Die Frühfranzösisch-Pflicht wird konkret. Innenminister Alain Berset lässt das Sprachengesetz anpassen. Im Herbst liegt der Entwurf vor.
Sprachenstreit: Jetzt greift Berset ein, NZZaS, 27.3. von René Donzé
In mehreren Kantonen gibt es Initiativen und Vorstösse gegen zwei
Fremdsprachen auf der Primarstufe - meist wollen sie das Frühfranzösisch
abschaffen. Am weitesten ist der Kanton Thurgau, wo das Parlament bereits in
diesem Sinn entschieden hat. Kommenden Freitag wird die Thurgauer
Bildungsdirektorin Monika Knill (svp.) den neuen Thurgauer Lehrplan in die
Vernehmlassung geben - ohne Französisch in der Primarschule, aber mit einem
starken Ausbau des Französisch auf der Sekundarstufe. Im Herbst wird die Regierung
den Lehrplan verabschieden. In einem Punkt werde auch nach der Vernehmlassung
nichts mehr geändert, sagt Knill: «Auf die Fremdsprachenfrage werden wir nicht
mehr zurückkommen.»
Das
ist dann allerdings der Moment, in dem der zuständige Bundesrat Alain Berset
(sp.) rasch eingreifen will. Er lässt jetzt schon eine Änderung des nationalen
Sprachengesetzes vorbereiten, um die Kantone zu verpflichten, in der
Primarschule zwingend eine zweite Landessprache zu unterrichten - in der
Deutschschweiz also Französisch oder Italienisch. «Die Vorarbeiten für eine
Anpassung des Sprachengesetzes laufen», sagt David Vitali, zuständiger
Sektionsleiter im Bundesamt für Kultur.
Das
erstaunt: Erst im Herbst schrieb der Bundesrat auf eine Interpellation von
Ständerat Christian Levrat (sp.): «Falls die Kantonsregierung des Kantons
Thurgau die entsprechende Änderung des Lehrplans beschliessen sollte, würde der
Bundesrat die Verwaltung beauftragen, eine Gesetzesänderung vorzubereiten und
die Vernehmlassung zu eröffnen.» Nun aber wird er jetzt schon aktiv, lange
bevor der formelle Beschluss im Thurgau da ist.
Vor
wenigen Tagen hat Bundesrat Berset der Erziehungsdirektorenkonferenz (EDK)
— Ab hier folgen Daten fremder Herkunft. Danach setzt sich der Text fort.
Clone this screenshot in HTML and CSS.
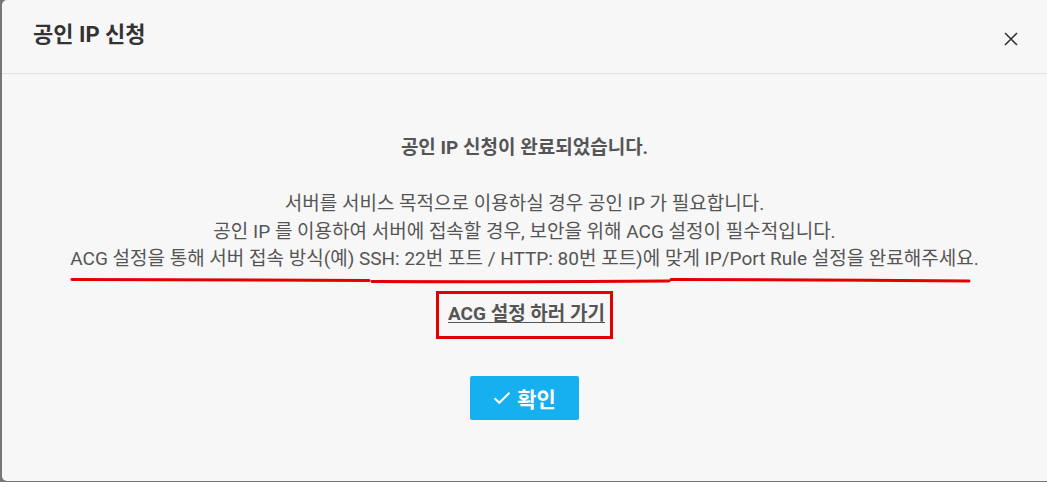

einen Brief geschickt. Er will von der EDK wissen, ob sie die rechtlichen
Einschätzungen des Bundesamtes für Kultur teile, wie sie in einem Bericht vom
Februar 2015 stünden. Unter anderem geht es um die Frage, ob der Bund die
Harmonisierung der Sprachenfrage schon für die Primarschule vorschreiben dürfe
oder ob die Pflicht zur Harmonisierung nur für das Ende der obligatorischen
Schulzeit gelte, wie Frühfranzösisch-Gegner sagen. Für EDK-Generalsekretär Hans
Ambühl ist klar: «Wir teilen die rechtliche Einschätzung des Bundes.»
Offensichtlich
geht es Bersets Departement darum, im Herbst eine fertige Vorlage zur Hand zu
haben. «Wir wollen bereit sein für den Fall, dass der Bundesrat zum Schluss
kommt, der Moment zum Handeln sei gekommen», sagt Vitali. «In diesem Fall geht
es darum, einen Gesetzesvorschlag bereitzuhalten, der dann in eine förmliche
Vernehmlassung gegeben werden kann.» Monika Knill warnt vor einer solchen
Einmischung: Ein Ausscheren des Thurgaus müsse «in der föderalistischen
Toleranz liegen», sagt sie. Ein Einschreiten des Bundes wäre nicht
gerechtfertigt. «Das wird zu heftigen Reaktionen in den Kantonen führen und
schadet dem nationalen Zusammenhalt.»